Key Economic Concepts: GDP, Inflation, and Development
Understanding Key Economic Concepts
Calculating GDP Using the Income Approach
How do we calculate GDP using the income approach? Which are all the incomes that should be included?
The income approach calculates GDP by summing all income and rents received by households, businesses, and governments. The incomes included are:
- Wages, salaries, and social contributions
- Rents, interest, and dividends
- Undistributed profits
- Mixed income
- Depreciation
- Direct taxes
Understanding Inflation
Explain how inflation works using the different types of inflation.
Inflation is a persistent increase in the general price level. It reduces purchasing power for consumers and businesses. Hyperinflation can cause severe economic and social crises.
Types of inflation:
- Demand-pull: When demand exceeds production capacity.

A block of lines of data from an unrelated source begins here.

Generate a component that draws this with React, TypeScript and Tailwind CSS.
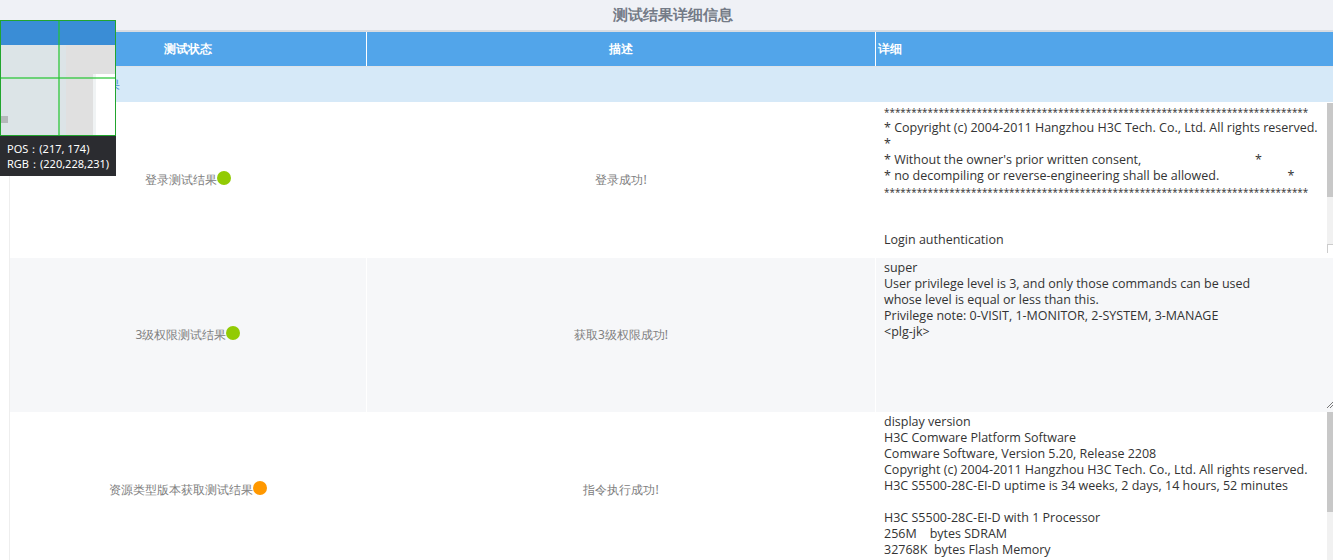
const font = '[font-family:"Microsoft YaHei","Open_Sans","Noto_Sans_CJK_SC",sans-serif]'

const stars = '*'.repeat(78)

type Row = {
  name: string
  color: string
  desc: string
  detail: string
  height: string
  bg: string
  scroll: 'button' | 'thumb' | 'none'
}

const rows: Row[] = [
  {
    name: '登录测试结果',
    color: 'bg-[#92cb04]',
    desc: '登录成功!',
    height: 'h-[156px]',
    bg: 'bg-white',
    scroll: 'button',
    detail: `${stars}
* Copyright (c) 2004-2011 Hangzhou H3C Tech. Co., Ltd. All rights reserved.
*
* Without the owner's prior written consent,                                   *
* no decompiling or reverse-engineering shall be allowed.                     *
${stars}


Login authentication`,
  },
  {
    name: '3级权限测试结果',
    color: 'bg-[#92cb04]',
    desc: '获取3级权限成功!',
    height: 'h-[154px]',
    bg: 'bg-[#f6f7f9]',
    scroll: 'none',
    detail: `super
User privilege level is 3, and only those commands can be used
whose level is equal or less than this.
Privilege note: 0-VISIT, 1-MONITOR, 2-SYSTEM, 3-MANAGE
<plg-jk>`,
  },
  {
    name: '资源类型版本获取测试结果',
    color: 'bg-[#ff9800]',
    desc: '指令执行成功!',
    height: 'h-[156px]',
    bg: 'bg-white',
    scroll: 'thumb',
    detail: `display version
H3C Comware Platform Software
Comware Software, Version 5.20, Release 2208
Copyright (c) 2004-2011 Hangzhou H3C Tech. Co., Ltd. All rights reserved.
H3C S5500-28C-EI-D uptime is 34 weeks, 2 days, 14 hours, 52 minutes

H3C S5500-28C-EI-D with 1 Processor
256M    bytes SDRAM
32768K  bytes Flash Memory`,
  },
]

function Scroll({ kind }: { kind: Row['scroll'] }) {
  if (kind === 'none') {
    return (
      <svg className="absolute right-0 bottom-[4px] size-[6px]" viewBox="0 0 6 6">
        <path d="M0 6L6 0M3 6L6 3" stroke="#777777" strokeWidth="1" fill="none" />
      </svg>
    )
  }
  if (kind === 'thumb') {
    return (
      <div className="absolute inset-y-0 right-0 w-[6px] bg-[#f1f1f1]">
        <div className="h-[100px] w-full bg-[#c8c8c8]" />
      </div>
    )
  }
  return (
    <div className="absolute top-[1px] right-0 flex h-[150px] w-[6px] flex-col bg-[#f1f1f1]">
      <div className="h-[94px] bg-[#c8c8c8]" />
      <div className="mt-auto h-[9px] border-t border-l border-[#cccccc] bg-white" />
    </div>
  )
}

export default function App() {
  return (
    <div className={`relative h-[560px] w-[1333px] overflow-hidden bg-white text-[12px] ${font}`}>
      <div className="flex h-[32px] items-center justify-center border-b-2 border-[#d8dce2] bg-[#eff1f6] pb-[2px] pl-[13px] text-[15px] font-bold text-[#747b87]">
        测试结果详细信息
      </div>
      <div className="ml-[10px] grid h-[34px] grid-cols-[357px_509px_1fr] bg-[#52a5ea] font-bold text-white">
        <div className="flex items-center justify-center border-r border-white">测试状态</div>
        <div className="flex items-center justify-center border-r border-white">描述</div>
        <div className="flex items-center pl-[2px]">详细</div>
      </div>
      <div className="ml-[10px] flex h-[36px] items-center border-t border-[#dfe3e8] bg-[#d6e9f8] pl-[62px] text-[#4a90d9]">
        测试结果
      </div>
      {rows.map((row) => (
        <div
          key={row.name}
          className={`ml-[9px] grid grid-cols-[357px_509px_1fr] border-l border-[#eeeeee] text-[#808080] ${row.height} ${row.bg}`}
        >
          <div className="flex items-center justify-center border-r border-white">
            <span>{row.name}</span>
            <span className={`-mt-[5px] size-[14px] rounded-full ${row.color}`} />
          </div>
          <div className="flex items-center justify-center border-r border-white">{row.desc}</div>
          <div className="relative overflow-hidden">
            <div className="h-full overflow-hidden pt-[2px] pl-[8px] text-[12.5px] leading-[16px] text-[#333333] [font-family:'Open_Sans','Noto_Sans',sans-serif]">
              {row.detail.split('\n').map((line, i) => (
                <div key={i} className={`h-[16px] whitespace-pre ${line === stars ? 'text-[9.9px]' : ''}`}>
                  {line}
                </div>
              ))}
            </div>
            <Scroll kind={row.scroll} />
          </div>
        </div>
      ))}

      <div className="absolute top-[20px] left-0 w-[116px]">
        <div className="relative h-[116px] overflow-hidden border border-[#22a52e] bg-[#dce4e7]">
          <div className="relative z-10 h-[24px] bg-[#3a8dd6]" />
          <div className="absolute top-[24px] right-0 bottom-0 left-[65px] bg-[#e0e0e0]" />
          <div className="absolute top-[53px] right-0 bottom-0 w-[22px] border-l-[3px] border-[#f0f3f4] bg-white" />
          <div className="absolute top-[95px] left-0 size-[7px] bg-[#b5b8ba]" />
          <div className="absolute top-0 bottom-0 left-[57px] z-20 w-[2px] bg-[#22c52e]/60" />
          <div className="absolute top-[56px] right-0 left-0 z-20 h-[2px] bg-[#22c52e]/60" />
        </div>
        <div className="flex h-[40px] flex-col justify-center bg-[#2b2c30] pl-[7px] text-[11px] leading-[15px] text-white">
          <span>POS：(217, 174)</span>
          <span>RGB：(220,228,231)</span>
        </div>
      </div>
    </div>
  )
}
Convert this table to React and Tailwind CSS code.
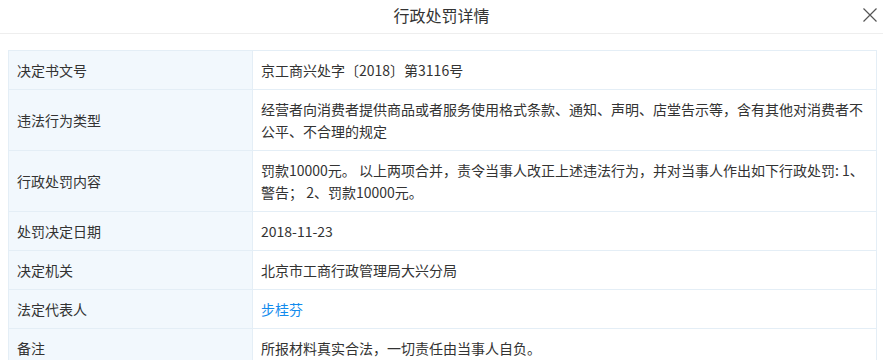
import React from "react";

const rows = [
  { label: "决定书文号", value: "京工商兴处字〔2018〕第3116号" },
  {
    label: "违法行为类型",
    value:
      "经营者向消费者提供商品或者服务使用格式条款、通知、声明、店堂告示等，含有其他对消费者不公平、不合理的规定",
  },
  {
    label: "行政处罚内容",
    value:
      "罚款10000元。 以上两项合并，责令当事人改正上述违法行为，并对当事人作出如下行政处罚: 1、警告； 2、罚款10000元。",
  },
  { label: "处罚决定日期", value: "2018-11-23" },
  { label: "决定机关", value: "北京市工商行政管理局大兴分局" },
  { label: "法定代表人", value: "步桂芬", link: true },
  { label: "备注", value: "所报材料真实合法，一切责任由当事人自负。" },
];

export default function App() {
  return (
    <div
      className="w-[883px] h-[360px] overflow-hidden bg-white text-[#333]"
      style={{ fontFamily: '"Noto Sans CJK SC", "Noto Sans", sans-serif' }}
    >
      <div className="relative h-[34px] border-b border-[#eeeeee] flex items-center justify-center">
        <h1 className="text-[16px] leading-[22px] text-[#333] -mt-[3px]">行政处罚详情</h1>
        <svg
          className="absolute right-[6px] top-[8px]"
          width="14"
          height="14"
          viewBox="0 0 14 14"
          fill="none"
          stroke="#555"
          strokeWidth="1.2"
        >
          <path d="M0.5 0.5 L13.5 13.5 M13.5 0.5 L0.5 13.5" />
        </svg>
      </div>

      <div className="mt-4 ml-2 mr-[6px]">
        <table className="w-full border-collapse text-[14px] leading-[22px]">
          <tbody>
            {rows.map((r, i) => (
              <tr key={i}>
                <td className="w-[244px] bg-[#f2f8fd] border border-[#e4eef6] px-2 py-2 align-middle">
                  {r.label}
                </td>
                <td className="border border-[#e4eef6] px-2 py-2 align-middle">
                  {r.link ? (
                    <span className="text-[#128bed]">{r.value}</span>
                  ) : (
                    r.value
                  )}
                </td>
              </tr>
            ))}
          </tbody>
        </table>
      </div>
    </div>
  );
}
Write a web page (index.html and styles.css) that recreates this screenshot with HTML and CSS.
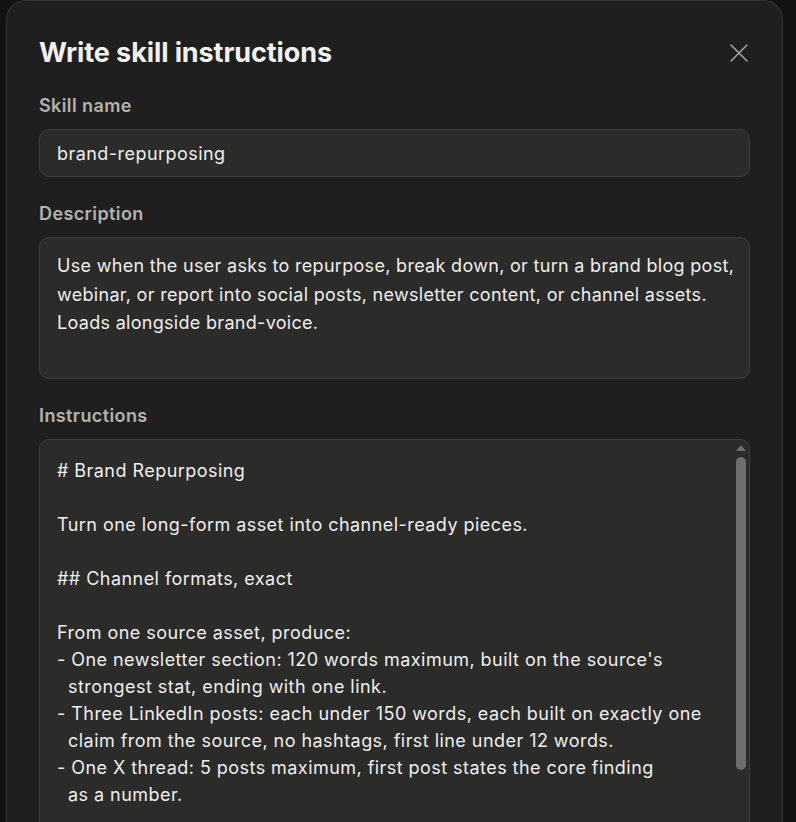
FILE: index.html
```html
<!DOCTYPE html>
<html lang="en">
<head>
    <meta charset="UTF-8">
    <title>Write skill instructions</title>
    <link rel="stylesheet" href="styles.css">
</head>
<body>
    <div class="modal">
        <div class="modal-header">
            <h1>Write skill instructions</h1>
            <button class="close-btn" aria-label="Close">
                <svg width="20" height="20" viewBox="0 0 20 20" fill="none" stroke="currentColor" stroke-width="1.5" stroke-linecap="round">
                    <path d="M2 2 L18 18 M18 2 L2 18"/>
                </svg>
            </button>
        </div>

        <label class="field-label" for="skillName">Skill name</label>
        <input id="skillName" class="field-input" type="text" value="brand-repurposing">

        <label class="field-label" for="skillDesc">Description</label>
        <textarea id="skillDesc" class="field-input desc">Use when the user asks to repurpose, break down, or turn a brand blog post, webinar, or report into social posts, newsletter content, or channel assets. Loads alongside brand-voice.</textarea>

        <label class="field-label" for="skillBody">Instructions</label>
        <div class="scroll-box">
            <textarea id="skillBody" class="field-input instructions"># Brand Repurposing

Turn one long-form asset into channel-ready pieces.

## Channel formats, exact

From one source asset, produce:
- One newsletter section: 120 words maximum, built on the source's
  strongest stat, ending with one link.
- Three LinkedIn posts: each under 150 words, each built on exactly one
  claim from the source, no hashtags, first line under 12 words.
- One X thread: 5 posts maximum, first post states the core finding
  as a number.

## Rules

- Never invent a stat that is not in the source.
- Keep the brand voice; load brand-voice first.
- Mark any claim that needs a citation.</textarea>
            <div class="scrollbar">
                <div class="scroll-arrow"></div>
                <div class="scroll-thumb"></div>
            </div>
        </div>
    </div>
</body>
</html>
```

FILE: styles.css
```css
body {
    margin: 0;
    background-color: #131313;
    font-family: 'Inter', 'Noto Sans', sans-serif;
    color: #ececec;
    height: 822px;
    overflow: hidden;
}
.modal {
    margin-left: 6px;
    width: 777px;
    height: 900px;
    box-sizing: border-box;
    padding: 0 32px;
    background-color: #1f1f1f;
    border: 1px solid #343434;
    border-bottom: none;
    border-radius: 20px 20px 0 0;
    display: flex;
    flex-direction: column;
}
.modal-header {
    display: flex;
    align-items: center;
    justify-content: space-between;
    padding-top: 35px;
    margin-bottom: 26px;
}
.modal-header h1 {
    margin: 0;
    font-size: 27px;
    font-weight: 700;
    color: #f2f2f2;
    letter-spacing: -0.1px;
}
.close-btn {
    background: none;
    border: none;
    padding: 0;
    margin-right: 1px;
    color: #a8a8a8;
    cursor: pointer;
    display: flex;
}
.field-label {
    font-size: 18px;
    font-weight: 600;
    color: #b3b3ae;
    letter-spacing: 0.4px;
    margin-bottom: 13px;
}
.field-input {
    width: 100%;
    box-sizing: border-box;
    background-color: #2b2b29;
    border: 1px solid #3e3e3c;
    border-radius: 10px;
    color: #eeeeee;
    font-family: 'Inter', 'Noto Sans', sans-serif;
    font-size: 18px;
    letter-spacing: 0.45px;
    padding: 0 17px;
    outline: none;
    margin: 0 0 26px;
}
input.field-input {
    height: 48px;
}
textarea.field-input {
    resize: none;
    display: block;
}
.desc {
    height: 142px;
    padding-top: 14px;
    padding-right: 4px;
    letter-spacing: 0.3px;
    line-height: 28.5px;
    overflow: hidden;
}
.scroll-box {
    position: relative;
}
.instructions {
    height: 420px;
    padding-top: 17px;
    line-height: 27px;
    white-space: pre-wrap;
    overflow: hidden;
}
.scrollbar {
    position: absolute;
    top: 6px;
    right: 4px;
    width: 10px;
    display: flex;
    flex-direction: column;
    align-items: center;
    gap: 6px;
}
.scroll-arrow {
    width: 0;
    height: 0;
    border-left: 5px solid transparent;
    border-right: 5px solid transparent;
    border-bottom: 6px solid #6e6e6b;
}
.scroll-thumb {
    width: 10px;
    height: 313px;
    border-radius: 5px;
    background-color: #6e6e6b;
}
```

- Cost-push: When production costs increase prices.
- Built-in: When rising prices lead to wage increases to maintain living costs.
The Importance of Reducing Budget Deficit
Why is it so important to reduce budget deficit?
A budget deficit occurs when government spending exceeds its earnings. Reducing it is crucial because:
- It reduces the need to cut spending in the future.
- It prevents an increase in public debt.
- It avoids potential inflation.
- It prevents a potential rise in bond yields.
- It reduces interest payments on loans.
- It prevents crowding out.
- It maintains confidence in the economy.
The Significance of Inflation
Why is inflation so important?
When there is no inflation, prices go down (deflation). Deflation can slow consumption and economic growth, potentially causing a deflationary spiral. Central banks aim for price stability, often defined as a yearly inflation rate of 2%.
Pros of Inflation:
- Increases the resale value of assets.
- Reduces the real value of debt.
- Optimum levels encourage spending.
Cons of Inflation:
- Reduces purchasing power.
- Reduces saving.
- Some prices rise before others.
Understanding Risk Premium
What is Risk Premium? Why can it grow?
The risk premium is the difference between the interest rate paid by one country and another with a more stable economy. When investors feel less confident, the risk premium increases. The difference in interest rates is multiplied by 100 to express it in basis points. Germany’s economy is considered the most stable in Europe, resulting in the lowest interest rates.
Dimensions of the Human Development Index
What dimensions does the human development index include? Why?
The Human Development Index (HDI) measures average achievement in key dimensions of human development: a long and healthy life, being knowledgeable, and having a decent standard of living. The HDI uses metric indices for each of these three dimensions.
Calculating GDP Using the Output Approach
How do we calculate GDP using the output approach?
The output approach calculates GDP by adding the gross value added of all industries in the economy, minus net taxes on production. Gross value added is the gross value of output at market prices minus the value of intermediate consumption at factor cost. GDP = sum of GVA (output value – intermediate consumption – taxes on production + subsidies).
Measuring Inflation
How do we measure inflation?
The Consumer Price Index (CPI) measures how consumer prices change over time based on a basket of goods. It is calculated as a weighted average of these prices, giving more importance to items that people spend more money on.
How it is calculated:
- Define the basket of goods.
- Collect prices.
- Calculate the cost of the basket.
- Choose a base year and calculate the index.
Types of Inflation:
- General: Measures how the prices of the basket change together.
- Core Inflation: Measures the rising prices of everything except food and energy.
- Harmonized: Measures inflation in the EU and Eurozone for international comparisons.